In business, it often comes from testing demand before scaling, building reusable assets, creating distribution, and designing products with low marginal costs. A small experiment that validates a market can be more valuable than a large plan based on assumptions.

In investing, the idea appears in different forms, but the discipline is the same: avoid ruin, size positions wisely, and look for situations where the payoff can exceed the risk by a wide margin. The danger is that financial upside can seduce people into ignoring probability and downside. Position sizing matters.

In personal life, asymmetric upside can mean joining a community, starting a health habit, having a difficult conversation, learning a language, or moving to a place with more opportunity. The upside is not always financial. Sometimes the gain is energy, friendship, confidence, or freedom.

Final Thoughts

Asymmetric upside is a way to think better under uncertainty. It does not remove risk, but it helps you shape risk. You limit what can hurt you, then expose yourself to opportunities that can help you more than expected.

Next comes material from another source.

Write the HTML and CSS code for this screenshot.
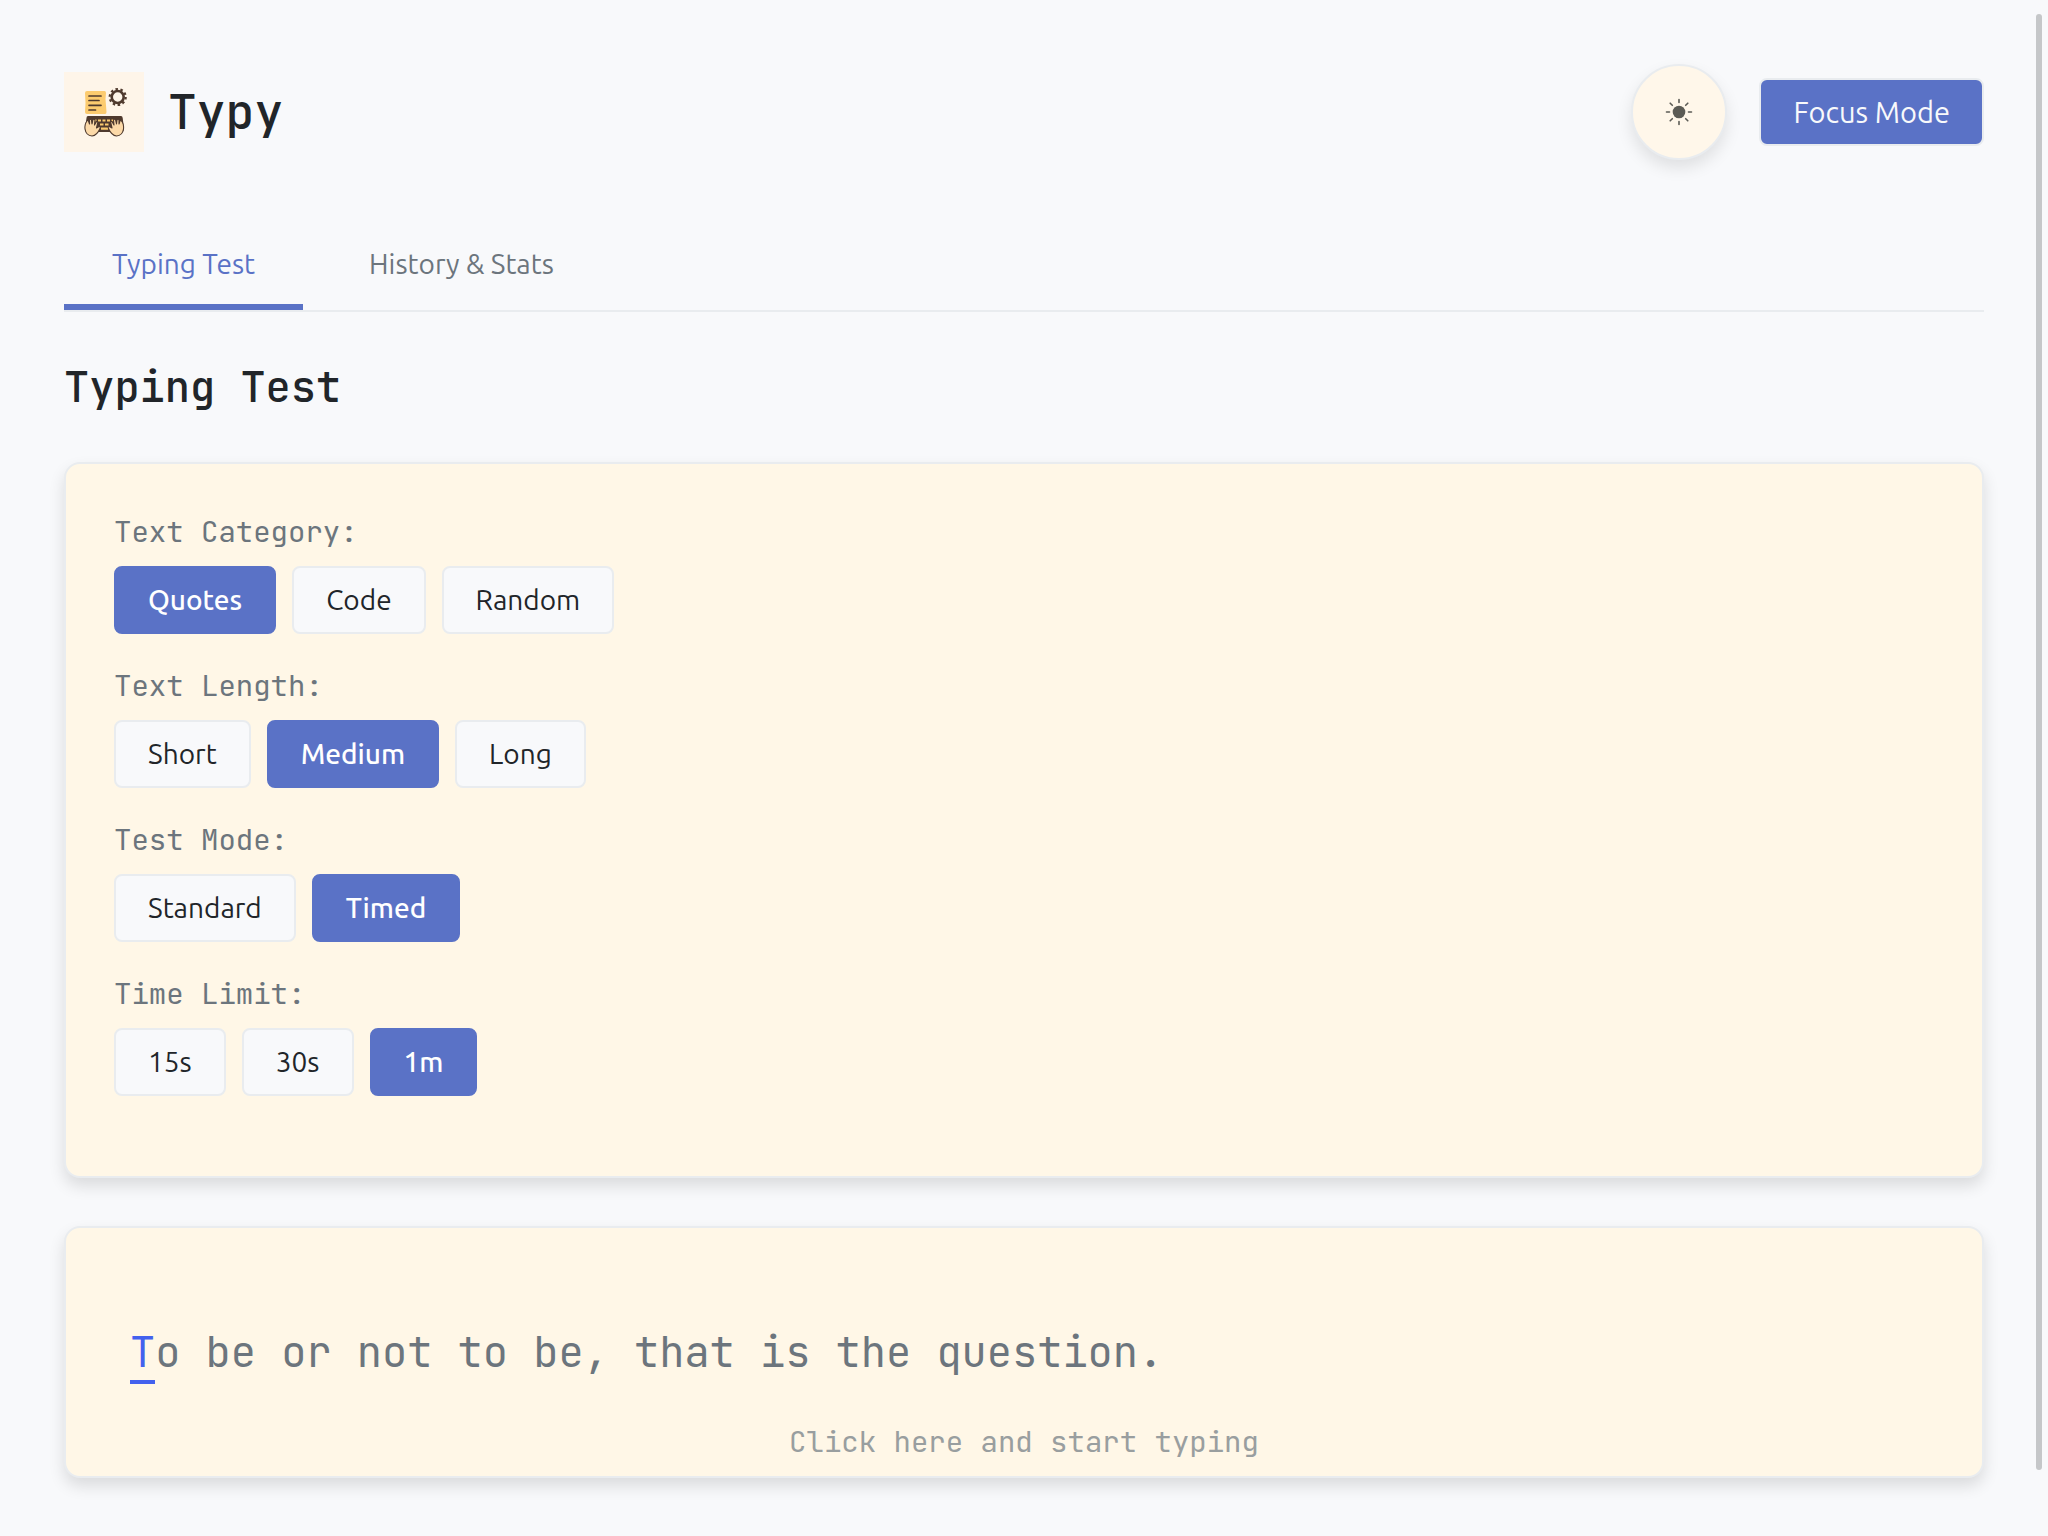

The practical lesson is simple: make more small, intelligent bets where failure is survivable, learning is likely, and success can open doors. Over time, those bets can compound into a life with more options and fewer fragile commitments.

If you want a deeper framework for using mental models in everyday decisions, 100 Mental Models expands on these ideas in a broader and more practical way.

Key Takeaways

  • Asymmetric upside means the potential gain is much larger than the potential loss.
  • The model helps you search for opportunities where small, controlled bets can create large positive outcomes.
  • The practical skill is not chasing risk, but designing decisions so failure is survivable and success can compound.

Quick Q&A

What is asymmetric upside?

Asymmetric upside is a decision pattern where the possible reward is far larger than the possible loss.

How do you apply asymmetric upside?

Apply it by limiting downside first, then choosing bets that have a realistic path to large gains if they work.